When I think of Dorothy Day, I immediately connect her life and work to Jesus’ words, “as you did it to one of the least of these who are members of my family, you did it to me” (Matthew 25:40). She welcomed the stranger and showed compassion to those in need in ways that continue to inspire and instruct us today. 
And of course, the only place we can do this is here-and-now. Dorothy Day’s diaries and letters are filled with one example after another confirming in spades that she lived her life this way. She once described her meditation as taking place “here, there, and everywhere–at the kitchen table, on the train, on the ferry, on my way to and from appointments, and even while making supper or putting Teresa to bed.” 

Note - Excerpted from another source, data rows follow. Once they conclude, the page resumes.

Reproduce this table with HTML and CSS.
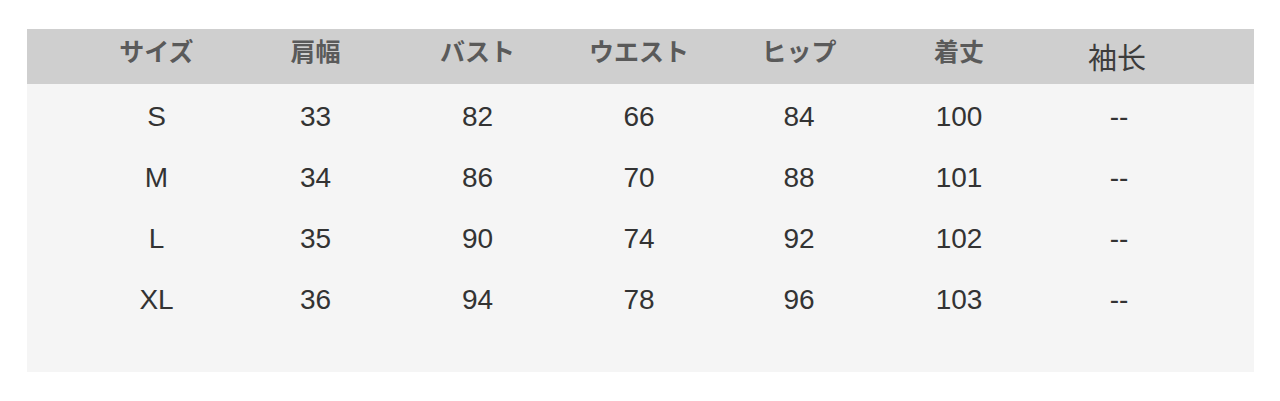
FILE: index.html
```html
<!DOCTYPE html>
<html lang="ja">
<head>
<meta charset="utf-8">
<title>サイズ表</title>
<link rel="stylesheet" href="styles.css">
</head>
<body>
<div class="chart">
  <div class="row head">
    <div class="cell">サイズ</div>
    <div class="cell">肩幅</div>
    <div class="cell">バスト</div>
    <div class="cell">ウエスト</div>
    <div class="cell">ヒップ</div>
    <div class="cell">着丈</div>
    <div class="cell alt">袖长</div>
  </div>
  <div class="body">
    <div class="row data">
      <div class="cell">S</div><div class="cell">33</div><div class="cell">82</div><div class="cell">66</div><div class="cell">84</div><div class="cell">100</div><div class="cell">--</div>
    </div>
    <div class="row data">
      <div class="cell">M</div><div class="cell">34</div><div class="cell">86</div><div class="cell">70</div><div class="cell">88</div><div class="cell">101</div><div class="cell">--</div>
    </div>
    <div class="row data">
      <div class="cell">L</div><div class="cell">35</div><div class="cell">90</div><div class="cell">74</div><div class="cell">92</div><div class="cell">102</div><div class="cell">--</div>
    </div>
    <div class="row data">
      <div class="cell">XL</div><div class="cell">36</div><div class="cell">94</div><div class="cell">78</div><div class="cell">96</div><div class="cell">103</div><div class="cell">--</div>
    </div>
  </div>
</div>
</body>
</html>
```

FILE: styles.css
```css
html, body {
  margin: 0;
  padding: 0;
  background: #ffffff;
}

.chart {
  margin: 29px 0 0 27px;
  width: 1227px;
}

.row {
  display: grid;
  grid-template-columns: 157px 161px 163px 160px 160px 160px 160px;
  padding-left: 51px;
}

.cell {
  text-align: center;
}

.head {
  background: #cfcfcf;
  height: 55px;
  box-sizing: border-box;
  padding-top: 9px;
  align-items: start;
}

.head .cell {
  font-family: "Noto Sans CJK JP", "Noto Sans", sans-serif;
  font-weight: 700;
  font-size: 25px;
  line-height: 1;
  color: #5a5a5a;
}

.head .cell.alt {
  font-weight: 400;
  font-size: 29px;
  color: #3c3c3c;
  padding-top: 4px;
  padding-right: 4px;
}

.body {
  background: #f5f5f5;
  height: 288px;
  box-sizing: border-box;
  padding-top: 2px;
}

.data {
  height: 61px;
  line-height: 61px;
  font-family: "Liberation Sans", Arial, sans-serif;
  font-size: 28px;
  color: #333333;
}
```
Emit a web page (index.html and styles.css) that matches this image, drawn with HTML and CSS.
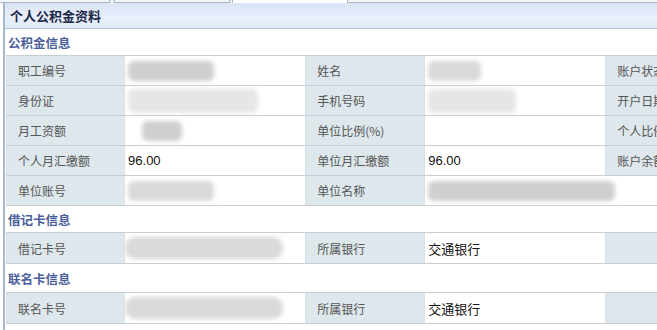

Everything she referred to is a present-moment experience. And in many ways, her statement summarizes everything we are attempting to say and emulate about here-and-now living. Dorothy Day recognized the sacredness of each moment, seeing it as an invitation to penetrate the surface and discover God present and active in all people and things.
This is present-moment mysticism; that is “having eyes to see and ears to hear” in ways that keeps the flame of love burning in our heart and moves us into a loving engagement with all of life. As with everyone else we are looking at in this series (and anyone else, for that matter), the forms and practiced Dorothy used may or may not be the ones God calls us to use. But the intention to live here-and-now will be the lens for seeing that every moment is a God moment, and that we live in each moment as participants, not observers.
 Her autobiography, ‘The Long Loneliness’ (Harper & Row, 1952) enables us to see all this directly from her own words.
 Michael Garvey, ed., ‘Dorothy Day: Selections from Her Writings’ (Templegate Publishers, 1966), 15.